The ten thematic services of EOSC-Synergy: an updated landscape view

Valentino Cavalli briefs us on the project’s thematic services

EOSC-synergy aims at expanding the uptake of the EOSC by building capacities in participating countries, harmonising policies and federating relevant national research e-Infrastructures, scientific data and thematic services. EGI leads a landscape analysis, which will contribute to an assessment of policy gaps and overlaps and to recommendations for policy harmonisation across the region. As part of the regional landscape analysis, which is still ongoing, the ten thematic services in the four areas identified in the project were surveyed.

 

Data management, curation and preservation

All ten thematic services manage rich and diverse data types: numeric data text, geospatial information, still images, and 3D information. The size of the data ranges from several megabytes up to hundreds of terabytes. Processing such amount of data will require a sufficient cloud computing capacity to tackle the 2.4K jobs and 4.2K CPU hours per week required in a third of the thematic services.

Most services perform basic data curation, including data checking and the addition of metadata, which, in most cases, relies on standardised or controlled vocabularies. Sometimes, extended controlled vocabularies with their own terminology are used. Four thematic services are implementing machine-readable data catalogues, whilst others are still in the design phase or have not yet considered doing so. Measures for the annotation of the data used and produced include version control, file integrity checks, etc. DOIs through Zenodo, Dataverse, B2Handle and other methods are being used or planned.

All thematic services support the release of the resulting data under open research policies, as well as the long-term availability of the relevant data. Some of them already require compliance with the FAIR principles while others will consider it at some later stage during the project. Half of the thematic services plan to consider the publication of data in certified repositories. Data-format standardisation and the use of meaningful metadata are the key aspects identified by the thematic services for the reuse of the data.

Data sharing and access

Some thematic services expressed concerns on data protection or IPR, and on a number of issues related to data sharing, such as potential competitive disadvantage, the effort required for sharing the data, cost of maintaining the data and the lack of control when sharing the data.

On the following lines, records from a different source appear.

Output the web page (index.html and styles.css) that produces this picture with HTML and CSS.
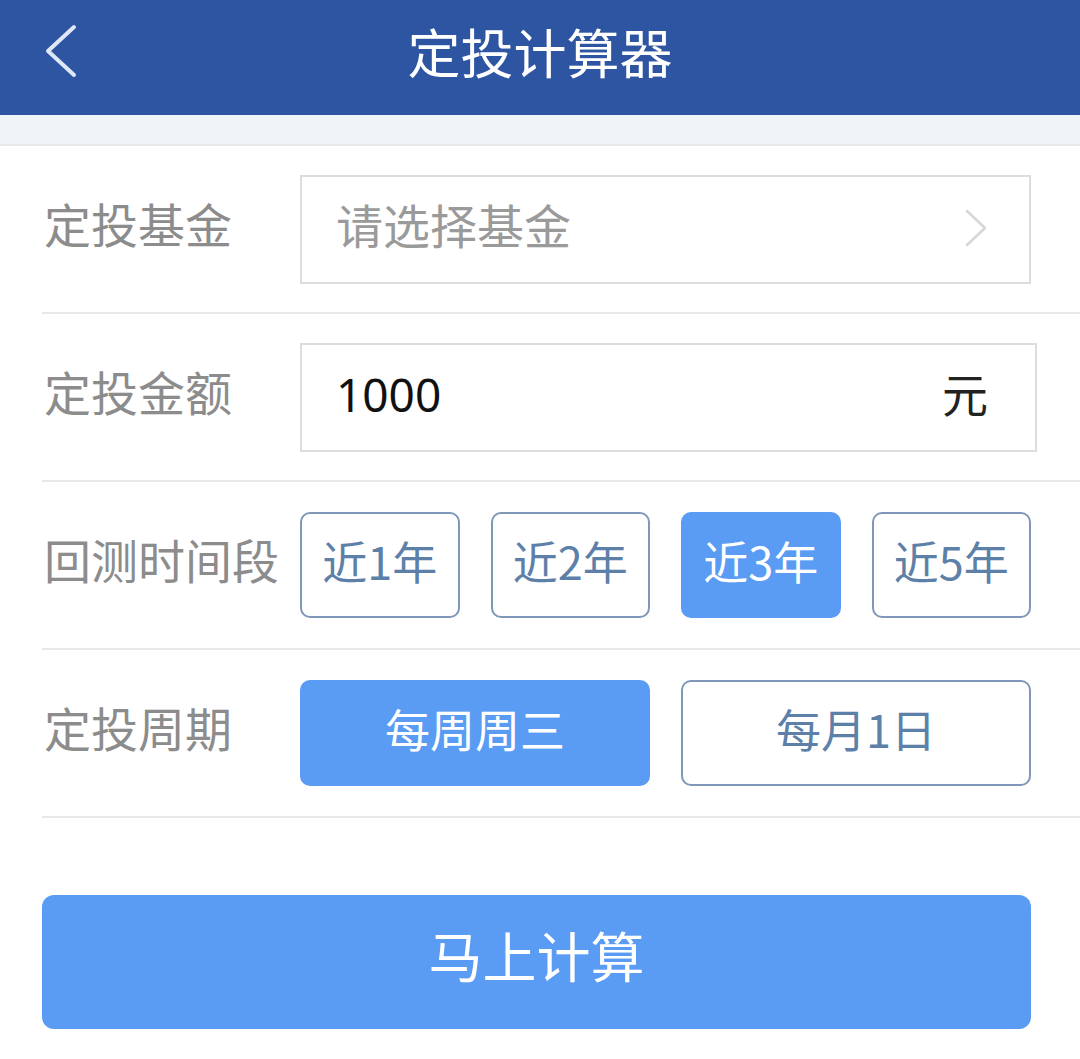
FILE: index.html
```html
<!DOCTYPE html>
<html lang="zh-CN">
<head>
<meta charset="utf-8">
<title>定投计算器</title>
<link rel="stylesheet" href="styles.css">
</head>
<body>
<header class="topbar">
  <span class="back">
    <svg width="40" height="56" viewBox="0 0 40 56"><polyline points="32,4 6,28 32,52" fill="none" stroke="#dfe6f5" stroke-width="4" stroke-linecap="round" stroke-linejoin="round"/></svg>
  </span>
  <h1 class="title">定投计算器</h1>
</header>
<div class="band"></div>
<main class="form">
  <div class="row">
    <div class="label">定投基金</div>
    <div class="field select">
      <span class="placeholder">请选择基金</span>
      <svg class="arrow" width="26" height="40" viewBox="0 0 26 40"><polyline points="4,3 22,20 4,37" fill="none" stroke="#d6d6d6" stroke-width="2.5" stroke-linecap="round" stroke-linejoin="round"/></svg>
    </div>
  </div>
  <div class="row">
    <div class="label">定投金额</div>
    <div class="field amount">
      <span class="value">1000</span>
      <span class="unit">元</span>
    </div>
  </div>
  <div class="row">
    <div class="label">回测时间段</div>
    <div class="years">
      <div class="opt">近1年</div>
      <div class="opt">近2年</div>
      <div class="opt active">近3年</div>
      <div class="opt">近5年</div>
    </div>
  </div>
  <div class="row">
    <div class="label">定投周期</div>
    <div class="periods">
      <div class="opt active">每周周三</div>
      <div class="opt">每月1日</div>
    </div>
  </div>
</main>
<div class="action">
  <button class="calc">马上计算</button>
</div>
</body>
</html>
```
FILE: styles.css
```css
* { box-sizing: border-box; }
html, body { margin: 0; padding: 0; background: #fff; }
body {
  width: 1080px;
  font-family: "Noto Sans CJK SC", "Noto Sans", sans-serif;
}
.topbar {
  height: 115px;
  background: #2e55a2;
  display: flex;
  align-items: center;
  justify-content: center;
  position: relative;
  padding-bottom: 12px;
}
.back {
  position: absolute;
  left: 42px;
  top: 23px;
  display: block;
  line-height: 0;
}
.title {
  margin: 0;
  color: #fff;
  font-size: 53px;
  font-weight: 400;
  line-height: 1.2;
  padding-left: 0;
}
.band {
  height: 31px;
  background: #f1f4f6;
  border-bottom: 2px solid #e6e8ea;
}
.form {
  padding-left: 42px;
}
.row {
  height: 168px;
  border-bottom: 2px solid #e8e8e8;
  display: flex;
  align-items: center;
  padding-right: 49px;
}
.label {
  width: 258px;
  flex: none;
  padding-left: 2px;
  padding-bottom: 12px;
  color: #8c8c8c;
  font-size: 47px;
  line-height: 1.2;
  white-space: nowrap;
}
.field {
  flex: 1;
  height: 109px;
  border: 2px solid #dddddd;
  display: flex;
  align-items: center;
  justify-content: space-between;
  padding: 0 40px 0 34px;
}
.select .placeholder {
  color: #9a9a9a;
  font-size: 47px;
  line-height: 1.2;
  padding-bottom: 10px;
}
.arrow { display: block; margin-bottom: 2px; }
.amount {
  margin-right: -6px;
  padding-right: 47px;
}
.amount .value {
  font-family: "Noto Sans", "Roboto", sans-serif;
  font-size: 46px;
  line-height: 1.2;
  color: #111;
  padding-bottom: 4px;
}
.amount .unit {
  font-size: 46px;
  line-height: 1.2;
  color: #222;
  padding-bottom: 8px;
}
.years {
  flex: 1;
  display: grid;
  grid-template-columns: repeat(4, 1fr);
  gap: 31px;
}
.periods {
  flex: 1;
  display: grid;
  grid-template-columns: 1fr 1fr;
  gap: 31px;
}
.opt {
  height: 106px;
  border: 2px solid #7f98b8;
  border-radius: 10px;
  display: flex;
  align-items: center;
  justify-content: center;
  color: #5d80a9;
  font-size: 45px;
  line-height: 1.2;
  padding-bottom: 9px;
  background: #fff;
}
.opt.active {
  background: #5a9bf4;
  border-color: #5a9bf4;
  color: #fff;
}
.action {
  padding: 77px 49px 0 42px;
}
.calc {
  width: 100%;
  height: 134px;
  border: none;
  border-radius: 12px;
  background: #5a9bf4;
  color: #fff;
  font-family: "Noto Sans CJK SC", sans-serif;
  font-size: 54px;
  line-height: 1.2;
  padding: 0 0 14px 0;
}
```
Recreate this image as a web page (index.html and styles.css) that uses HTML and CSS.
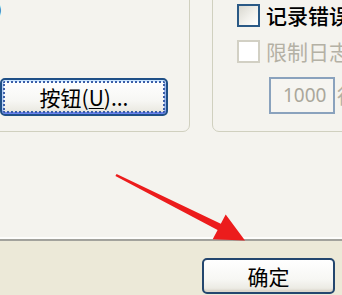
FILE: index.html
```html
<!DOCTYPE html>
<html lang="zh-CN">
<head>
<meta charset="utf-8">
<title>选项</title>
<link rel="stylesheet" href="styles.css">
</head>
<body>
<div class="window">
  <div class="tabpage">
    <div class="groups">
      <div class="group group-left">
        <div class="cut-label">)</div>
        <button class="btn btn-focus" type="button">按钮(<u>U</u>)...</button>
      </div>
      <div class="group group-right">
        <label class="check-row">
          <span class="checkbox"></span>
          <span class="check-text">记录错误</span>
        </label>
        <label class="check-row disabled">
          <span class="checkbox"></span>
          <span class="check-text">限制日志</span>
        </label>
        <div class="limit-row">
          <span class="textbox">1000</span>
          <span class="unit">行</span>
        </div>
      </div>
    </div>
  </div>
  <div class="footer">
    <button class="btn btn-ok" type="button">确定</button>
  </div>
  <svg class="arrow" width="342" height="295" viewBox="0 0 342 295" aria-hidden="true">
    <polygon fill="#ec1c1c" points="116.6,173.9 220.8,223.8 225.7,214.5 245,240.5 212.7,239.3 217.6,230.0 115.4,176.1"/>
  </svg>
</div>
</body>
</html>
```

FILE: styles.css
```css
html, body {
  margin: 0;
  padding: 0;
}

body {
  width: 342px;
  height: 295px;
  overflow: hidden;
  font-family: "Noto Sans CJK SC", "Noto Sans", sans-serif;
  color: #000;
}

.window {
  position: relative;
  width: 342px;
  height: 295px;
  display: flex;
  flex-direction: column;
  background: #ece9d8;
}

.tabpage {
  box-sizing: border-box;
  height: 241px;
  flex: none;
  overflow: hidden;
  background: #f4f3ee;
  border-bottom: 2px solid #a2a29c;
  box-shadow: inset 0 -2px 0 #fdfdfb;
}

.groups {
  display: flex;
  margin-top: -20px;
  gap: 22px;
}

.group {
  box-sizing: border-box;
  height: 152px;
  border: 1px solid #d0d0bf;
  border-radius: 7px;
  flex: none;
}

.group-left {
  width: 200px;
  margin-left: -10px;
  padding: 19px 0 0 9px;
}

.cut-label {
  height: 18px;
  line-height: 18px;
  font-size: 20px;
  font-family: "Liberation Sans", sans-serif;
  margin-left: -5px;
  color: #111;
}

.btn {
  box-sizing: border-box;
  display: flex;
  align-items: center;
  justify-content: center;
  font-family: "Noto Sans CJK SC", sans-serif;
  font-size: 21px;
  color: #000;
  border: 2px solid #1f4f86;
  border-radius: 5px;
  background: linear-gradient(to bottom, #ffffff 0%, #f7f7f4 60%, #ecebe4 88%, #d6d0c5 100%);
  padding: 0;
  line-height: 1;
}

.btn-focus {
  width: 168px;
  height: 38px;
  margin-top: 60px;
  box-shadow: inset 0 2px 0 #cee7ff, inset 0 -2px 0 #6982ee, inset 2px 0 0 #b8d0f4, inset -2px 0 0 #98b4ea;
  outline: 2px dotted #3b5fa8;
  outline-offset: -5px;
}

.btn-focus u {
  text-decoration-thickness: 1px;
  text-underline-offset: 2px;
}

.group-right {
  width: 160px;
  padding: 23px 0 0 24px;
}

.check-row {
  display: flex;
  align-items: center;
  gap: 6px;
  height: 23px;
  font-size: 21px;
  white-space: nowrap;
}

.check-row + .check-row {
  margin-top: 13px;
}

.checkbox {
  box-sizing: border-box;
  width: 23px;
  height: 23px;
  flex: none;
  border: 2px solid #2a5985;
  background: linear-gradient(135deg, #d9d8d0 0%, #f2f1ec 55%, #ffffff 100%);
}

.check-text {
  line-height: 23px;
  font-weight: 500;
}

.disabled .checkbox {
  border-color: #d2d0c4;
  background: #ffffff;
}

.disabled .check-text {
  color: #b4b1a5;
  font-weight: 400;
}

.limit-row {
  display: flex;
  align-items: center;
  gap: 2px;
  margin-top: 14px;
  margin-left: 32px;
  white-space: nowrap;
}

.textbox {
  box-sizing: border-box;
  width: 66px;
  height: 37px;
  flex: none;
  border: 2px solid #8aa2bd;
  background: #f6f5f1;
  color: #aaa79b;
  font-family: "Noto Sans", sans-serif;
  font-size: 19px;
  line-height: 33px;
  padding-left: 12px;
}

.unit {
  font-size: 20px;
  color: #b4b1a5;
}

.footer {
  flex: 1;
  display: flex;
  justify-content: flex-end;
  align-items: flex-start;
  padding: 17px 7px 0 0;
}

.btn-ok {
  width: 133px;
  height: 36px;
  border-color: #23466e;
  box-shadow: inset 0 -2px 0 #dcd7cc;
}

.arrow {
  position: absolute;
  left: 0;
  top: 0;
  pointer-events: none;
}
```
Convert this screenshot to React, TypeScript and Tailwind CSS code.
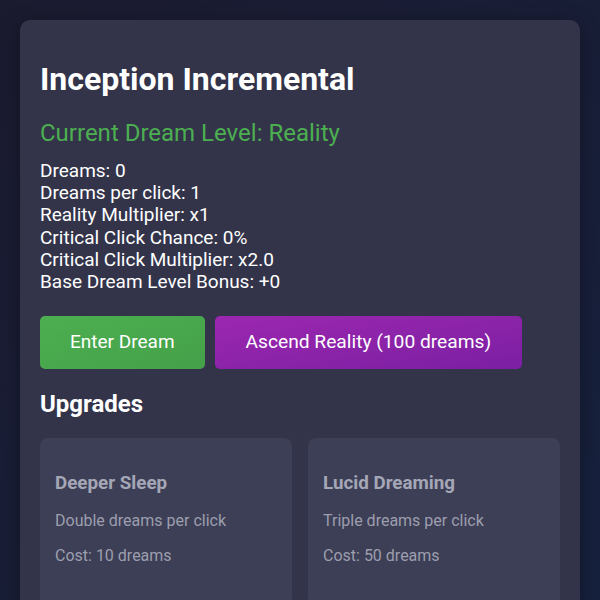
import React from "react";

const stats = [
  "Dreams: 0",
  "Dreams per click: 1",
  "Reality Multiplier: x1",
  "Critical Click Chance: 0%",
  "Critical Click Multiplier: x2.0",
  "Base Dream Level Bonus: +0",
];

const upgrades = [
  { name: "Deeper Sleep", desc: "Double dreams per click", cost: "Cost: 10 dreams" },
  { name: "Lucid Dreaming", desc: "Triple dreams per click", cost: "Cost: 50 dreams" },
];

export default function App() {
  return (
    <div
      className="w-[600px] h-[600px] overflow-hidden bg-gradient-to-br from-[#1b1b30] to-[#16213e] pt-[20px] px-[20px] text-white"
      style={{ fontFamily: "Roboto, 'Noto Sans', sans-serif" }}
    >
      <div className="rounded-[10px] bg-[#33344a] px-[20px] pt-[20px] pb-[20px] shadow-[0_4px_20px_rgba(0,0,0,0.35)]">
        <h1 className="mt-[21px] text-[32px] leading-[37px] font-bold text-white">Inception Incremental</h1>
        <h2 className="mt-[21px] text-[24px] leading-[28px] font-normal text-[#4caf50]">
          Current Dream Level: Reality
        </h2>
        <div className="mt-[13px] flex flex-col text-[19px] leading-[22.2px] text-white">
          {stats.map((s) => (
            <div key={s}>{s}</div>
          ))}
        </div>
        <div className="mt-[23px] flex gap-[10px]">
          <button className="rounded-[5px] bg-gradient-to-br from-[#4caf50] to-[#45a049] px-[30px] h-[53px] text-[19px] text-white">
            Enter Dream
          </button>
          <button className="rounded-[5px] bg-gradient-to-br from-[#9c27b0] to-[#7b1fa2] px-[31px] h-[53px] text-[19.2px] text-white">
            Ascend Reality (100 dreams)
          </button>
        </div>
        <h2 className="mt-[21px] text-[24px] leading-[28px] font-bold text-white">Upgrades</h2>
        <div className="mt-[20px] grid grid-cols-2 gap-[16px]">
          {upgrades.map((u) => (
            <div key={u.name} className="rounded-[8px] bg-[#3d3f56] px-[15px] pt-[35px] pb-[40px]">
              <div className="text-[18.8px] leading-[21px] font-bold text-[#a5a7b6]">{u.name}</div>
              <div className="mt-[17px] text-[16px] leading-[19px] text-[#9c9eae]">{u.desc}</div>
              <div className="mt-[16px] text-[16px] leading-[19px] text-[#9c9eae]">{u.cost}</div>
            </div>
          ))}
        </div>
      </div>
    </div>
  );
}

Thematic services have different access policies, which range from no access restriction to access approved by funding bodies. Some of them restrict access based on Virtual Organizations membership, especially regarding the use of computational resources, which could lead to user charges. Others plan to restrict access to users or communities upon approval by the funding body.

All services are planning to have a publicly available access policy in less than two years, whilst only one has implemented ity. This may become an issue as having such a policy is a requirement for registering a service in the EOSC marketplace.

Authorisation is provided through individual or group-membership support. A few services are also considering selective permission sharing for resulting data. In most cases, user access control supports or plans to support EGI Check-in or other community IdPs. Support for access control based on a national federation is also considered in a few instances.

Conclusion

The extension of the landscape analysis to the thematic services proved beneficial in showing that there is room for improvement with respect to the “FAIRness” of the data produced. It also showed how those services should evolve to become fully EOSC compliant. Finally, it has made several thematic services aware of the need to reconsider functionalities that were initially unnoticed.

Valentino Cavalli is Strategy and Innovation Officer at the EGI Foundation.